In motorcycles, when they are traveling at medium to high speed, the roll stability is usually maintained by the restoration force generated by self-steering effect. However, when the vehicle is stationary or traveling in low speed, sufficient restoring force does not occur because some of the forces, such as centrifugal force, become small. In our study, we aimed at prototyping a motorcycle having a roll stability realized by a steering control when the vehicle is stationary or traveling in low speed.
When we considered a mathematical control model to be applied, general models of four-degree-of-freedom had a critical inconvenience that the formulae include nonlinear second derivatives making them excessively complicated for deriving a practically applicable control method. Accordingly, we originally constructed a new control model which has equivalent two point masses (upper and lower from the vehicle’s center of gravity).
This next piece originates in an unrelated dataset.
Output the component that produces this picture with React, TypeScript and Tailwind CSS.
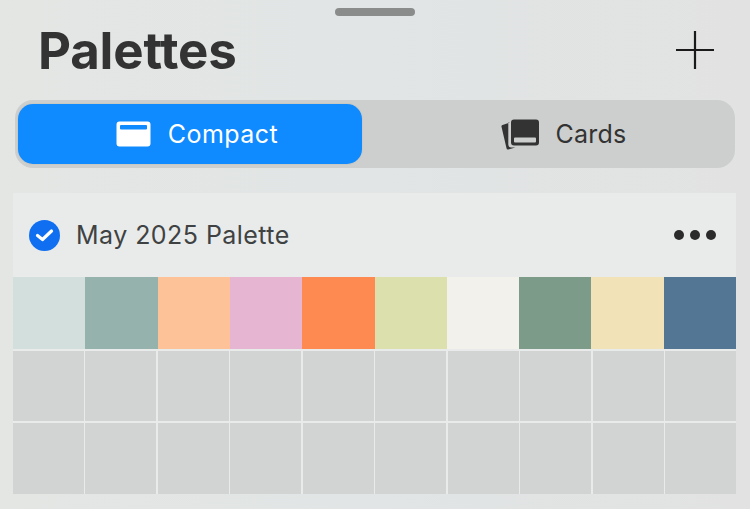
const colors = ["#d2dfdd","#95b2ac","#fec299","#e5b5d1","#fe8951","#dce0ad","#f2f1ec","#7c9c89","#f1e2b7","#537694"];

export default function App() {
  return (
    <div className="w-[750px] h-[509px] overflow-hidden bg-gradient-to-r from-[#e4e6e4] via-[#e1e5e5] to-[#e2e2e2] font-['Inter','Liberation_Sans',sans-serif] flex flex-col">
      <div className="flex justify-center pt-2">
        <div className="w-20 h-2 rounded-full bg-[#8a8c8c]" />
      </div>
      <div className="flex items-center justify-between h-[64px] pl-[38px] pr-[35px] mt-[2px]">
        <h1 className="text-[51px] leading-none font-bold text-[#333333] tracking-[-0.2px]">Palettes</h1>
        <svg width="40" height="40" viewBox="0 0 40 40" fill="none" stroke="#1a1a1a" strokeWidth="2.2">
          <path d="M20 1v38M1 20h38" />
        </svg>
      </div>
      <div className="mx-[15px] mt-[18px] h-[68px] w-[720px] rounded-[18px] bg-[#cdcece] flex items-center pl-[3px]">
        <div className="w-[344px] h-[60px] rounded-[15px] bg-[#0f8aff] flex items-center justify-center gap-[17px] pl-[14px] ring-1 ring-[#c9c9c4]">
          <svg width="35" height="26" viewBox="0 0 35 26">
            <path fillRule="evenodd" fill="#ffffff" d="M3.5 0.5h28a3 3 0 0 1 3 3v19a3 3 0 0 1-3 3h-28a3 3 0 0 1-3-3v-19a3 3 0 0 1 3-3zM5 4a1 1 0 0 0-1 1v2.500a1 1 0 0 0 1 1h25a1 1 0 0 0 1-1v-2.500a1 1 0 0 0-1-1z" />
          </svg>
          <span className="text-[25px] leading-none text-white tracking-[0.45px]">Compact</span>
        </div>
        <div className="flex-1 flex items-center justify-center gap-[17px] pl-[30px]">
          <svg width="38" height="31" viewBox="0 0 38 31">
            <path fill="#333333" d="M9 3.500 1.500 6a1.500 1.500 0 0 0-1 1.800l5 21.500a1.500 1.500 0 0 0 1.800 1.100l7-1.900h-4a3 3 0 0 1-3-3v-22z" />
            <path fillRule="evenodd" fill="#333333" d="M13 0.500h22a3 3 0 0 1 3 3v20a3 3 0 0 1-3 3h-22a3 3 0 0 1-3-3v-20a3 3 0 0 1 3-3zM14 18.500a1 1 0 0 0-1 1v3a1 1 0 0 0 1 1h20a1 1 0 0 0 1-1v-3a1 1 0 0 0-1-1z" />
          </svg>
          <span className="text-[25px] leading-none text-[#333333] tracking-[0.2px]">Cards</span>
        </div>
      </div>
      <div className="mx-[13px] mt-[25px] w-[723px] h-[84px] bg-[#e9ebeb] flex items-center pl-[16px] pr-[20px] gap-[16px]">
        <svg width="31" height="31" viewBox="0 0 31 31">
          <circle cx="15.500" cy="15.500" r="15.500" fill="#0f6ff0" />
          <path d="M8.500 15.500 13.500 19.500 22.500 11" fill="none" stroke="#ffffff" strokeWidth="3.200" strokeLinecap="round" strokeLinejoin="round" />
        </svg>
        <span className="text-[25px] leading-none text-[#3f4242] tracking-[0.45px] flex-1">May 2025 Palette</span>
        <div className="flex gap-[5.500px]">
          <div className="w-[10.500px] h-[10.500px] rounded-full bg-[#2b2b2b]" />
          <div className="w-[10.500px] h-[10.500px] rounded-full bg-[#2b2b2b]" />
          <div className="w-[10.500px] h-[10.500px] rounded-full bg-[#2b2b2b]" />
        </div>
      </div>
      <div className="mx-[13px] w-[723px] bg-[#e9eaea]">
        <div className="grid grid-cols-10 h-[72px]">
          {colors.map((c) => (
            <div key={c} className="h-full" style={{ backgroundColor: c }} />
          ))}
        </div>
        <div className="grid grid-cols-10 grid-rows-[70px_71px] gap-x-[1.500px] gap-y-[2px] pt-[2px]">
          {Array.from({ length: 20 }, (_, i) => (
            <div key={i} className="h-full bg-[#d2d4d3]" />
          ))}
        </div>
      </div>
    </div>
  );
}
With this model, the formula can be easily converted into mathematical expressions applicable for the actual control. From this model, we found that if the trail length has a negative value, only by steering control, the total roll moment, which is large enough to restore the imposed inclination of the vehicle, is producible. However, with negative trail length, when the vehicle is traveling in medium to high speed, the self-steering effect does not work and the roll stability cannot be maintained.
Based on these investigations, a prototype vehicle was produced equipped with a mechanically arranged switching function from negative to positive trail lengths activated when traveling speed exceeds above a predetermined speed. In addition, a handlebar angle compensator was adopted to prevent interferences between the steer control forces and rider’s maneuvers. With this prototype and control method, the motorcycle was realized which has the normal maneuverability at medium to high speed and has self-standing function in stationary state.